Des histoires gravées dans les microsillons de la mémoire, son aiguille sait les restituer sans broder.

Avant la platine, défilent des initiations à la musique, des cours privés de piano, de la trompette et du baryton à la Fanfare Edelweiss de Martigny-Bourg. Ouaip, môssieur, c’est sur son CV. « Tout cela ne me laisse pas de bons souvenirs », dit-il, le regard sombre. La Grande Musique oublie ses majuscules dans sa sensibilité, les emphases des partitions l’emmerdent. DJ, par contre : regard lumineux ! « Cela me trottait dans la tête depuis un moment… » Il commence par des cassettes dans sa chambre (« Le vinyle coûtait trop cher… ») et attend que l’occasion se présente en 1984.

Et St.Paul vint au monde

À la Maison des Jeunes de Martigny, la création du Club Eastwick lui offre l’opportunité d’endosser le rôle de DJ. Qu’est-ce qui l’attirait ? Qu’est-ce qui l’attire encore ? « L’hypnotisme de la musique sans fin ! Il n’y a rien de pire que de passer d’un morceau à un autre qui n’a rien à voir. Il faut être pris et ne plus en sortir… »

Le fond de l’air new wave, de la pop touchant l’electro ne l’effraie pas, Poletti. « C’est une période avec des artistes comme Frankie Goes To Hollywood, Pet Shop Boys, Depeche Mode, Jimmy Somerville, des groupes comme Queen… À 80 % des homos qui cassaient les codes sociaux, vestimentaires. » Tu y ajoutes Tangerine Dream, Front 242, Pink Floyd (« les passages non vocaux ») ou Sigue Sigue Sputnik (« Du rock punk electro dont j’étais un grand fan ») et cela te brosse son paysage musical.

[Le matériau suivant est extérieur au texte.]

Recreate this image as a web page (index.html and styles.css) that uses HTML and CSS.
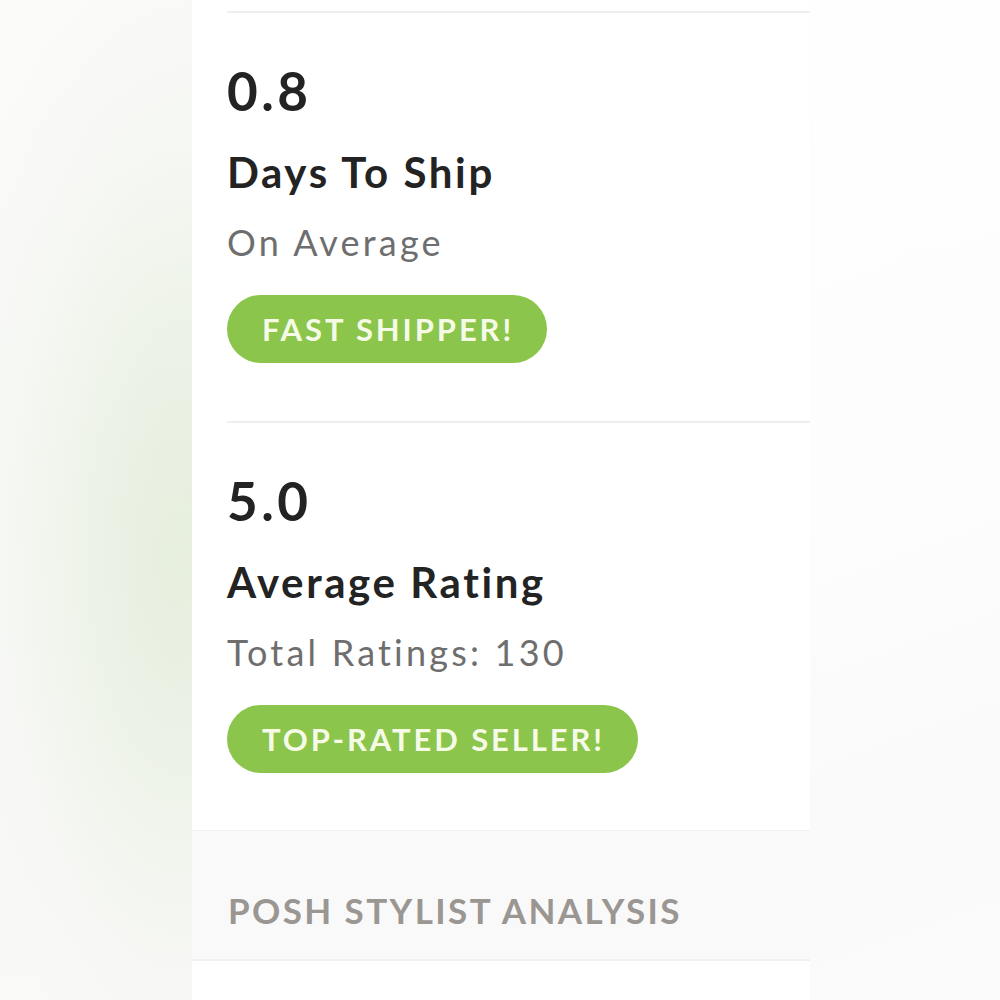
FILE: index.html
```html
<!DOCTYPE html>
<html lang="en">
<head>
<meta charset="utf-8">
<title>Seller Stats</title>
<link rel="stylesheet" href="styles.css">
</head>
<body>
<div class="stage">
  <div class="side side-left"></div>
  <main class="panel">
    <section class="stat">
      <div class="stat-value">0.8</div>
      <div class="stat-title">Days To Ship</div>
      <div class="stat-sub">On Average</div>
      <div class="pill">FAST SHIPPER!</div>
    </section>
    <section class="stat">
      <div class="stat-value">5.0</div>
      <div class="stat-title">Average Rating</div>
      <div class="stat-sub">Total Ratings: 130</div>
      <div class="pill">TOP-RATED SELLER!</div>
    </section>
    <header class="section-head">POSH STYLIST ANALYSIS</header>
    <div class="panel-rest"></div>
  </main>
  <div class="side side-right"></div>
</div>
</body>
</html>
```
FILE: styles.css
```css
html, body {
  margin: 0;
  padding: 0;
  height: 1000px;
  overflow: hidden;
}
body {
  font-family: Lato, "Liberation Sans", sans-serif;
  background: #fdfdfd;
}
.stage {
  display: flex;
  height: 1000px;
}
.side-left {
  width: 192px;
  flex: none;
  background:
    radial-gradient(ellipse 170px 420px at 175px 560px, rgba(226, 236, 216, 0.7), rgba(226, 236, 216, 0) 100%),
    radial-gradient(ellipse 260px 620px at 200px 500px, rgba(238, 243, 233, 0.8), rgba(238, 243, 233, 0) 100%),
    linear-gradient(180deg, #fbfbfa 0%, #f8f9f6 50%, #f9f9f8 100%);
}
.side-right {
  flex: 1;
  background:
    linear-gradient(160deg, #fefefe 0%, #fdfdfd 50%, #faf9f9 80%, #fbfbfb 100%);
}
.panel {
  width: 618px;
  flex: none;
  background: #ffffff;
  display: flex;
  flex-direction: column;
}
.stat {
  margin-left: 35px;
  border-top: 2px solid #efeeee;
  margin-top: 11px;
  padding-top: 48px;
  padding-bottom: 58px;
  display: flex;
  flex-direction: column;
  align-items: flex-start;
}
.stat + .stat {
  margin-top: 0;
  padding-bottom: 57px;
}
.stat-value {
  font-size: 53px;
  line-height: 60px;
  font-weight: 700;
  color: #232323;
  letter-spacing: 3.5px;
}
.stat-title {
  margin-top: 27px;
  font-size: 42px;
  line-height: 48px;
  font-weight: 700;
  color: #232323;
  letter-spacing: 2.6px;
}
.stat-sub {
  margin-top: 26px;
  font-size: 36px;
  line-height: 40px;
  color: #6e6e6e;
  letter-spacing: 3.2px;
}
.pill {
  margin-top: 33px;
  height: 68px;
  padding: 0 33px 0 35px;
  border-radius: 34px;
  background: #8bc54b;
  color: #f5fbe6;
  font-size: 31px;
  font-weight: 700;
  letter-spacing: 2.9px;
  display: flex;
  align-items: center;
}
.section-head {
  background: #faf9f9;
  border-top: 1px solid #f1f0f0;
  border-bottom: 2px solid #f1f0f0;
  height: 131px;
  padding-left: 36px;
  display: flex;
  align-items: flex-end;
  box-sizing: border-box;
  font-size: 35px;
  line-height: 35px;
  font-weight: 700;
  color: #9a9692;
  letter-spacing: 2.4px;
  padding-bottom: 31px;
}
.panel-rest {
  flex: 1;
  background: #ffffff;
}
```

Pas loin de La Maison des Jeunes, une synchronicité géographique place les studios de Radio Martigny, ancêtre de Rhône FM.

Avec Sébastien D’Amico, Poletti y décroche l’émission Disconexion. Sa maîtrise technique lui permet de glisser des couleurs musicales autres que le pastel fade des tubes z’à la mode. « J’imposais de plus en plus de la musique électronique… » Soutenu par Olivier, fils du futur diacre Jean-Luc Ballestraz fondateur de Radio Martigny, le duo de Disconexion initie des émissions hors studios. « Certaines étaient en direct, pas beaucoup, car cela passait par les lignes téléphoniques et ça coûtait fort cher… » Les Disconnexion Live rebaptisent Sébastien D’Amico en Docteur Faust et Georges-Emmanuel en St. Paul. « Parce que j’avais encore une gueule smart, jeune et sympa ! » Une de ces Disconexion se passe aux Caves Bonvin de Sion, un bâtiment en bois où les organisateurs n’y vont pas mollo avec les stroboscopes et les fumigènes. De l’extérieur, des émanations donnent l’impression d’un début d’incendie. Les voisins alertent les pompiers ! Ambiance !

Le manoir des bonnes sœurs

Dès lors tu entres de plain-pied dans les premières soirées électroniques au Pays des 13 étoiles : les Party Zone. Il y en avait des légales, signalées aux autorités compétentes. Et d’autres, « des sauvages » où tu essaies d’éviter que les forces de l’ordre te débusquent. « Le vendredi, on distribuait des flyers dans tous les bistrots. Ceux qui étaient intéressés nous payaient l’entrée directement. On leur donnait une photo numérotée où se trouvait un plan qui indiquait où se déroulait la soirée du samedi… Cela faisait office de billet. » Les décibels rugissent en des lieux improbables, inimaginables. « Dans la zone industrielle de St-Maurice, il y avait un bâtiment, qui ressemblait à un manoir et qui appartenait à des bonnes sœurs. Il était complètement délabré et tenait par des vérins. La soirée a été magnifique, un carnaval extravagant où les mecs arrivaient habillés en femmes et les filles en anges. Ce que l’on ignorait, c’est que le plus proche voisin était un policier. Il est rentré assez tard, un peu bourré, avec un collègue. Il s’est quand même approché pour voir ce qui se passait et a cherché un responsable. J’ai pu lui montrer un bulletin de versement, portant sur 20 francs, que j’avais envoyés aux sœurs pour régler les frais d’électricité. Avec ça, je « prouvais » que la soirée était annoncée aux propriétaires même si elles ignoraient tout de son existence ! Le flic est reparti… »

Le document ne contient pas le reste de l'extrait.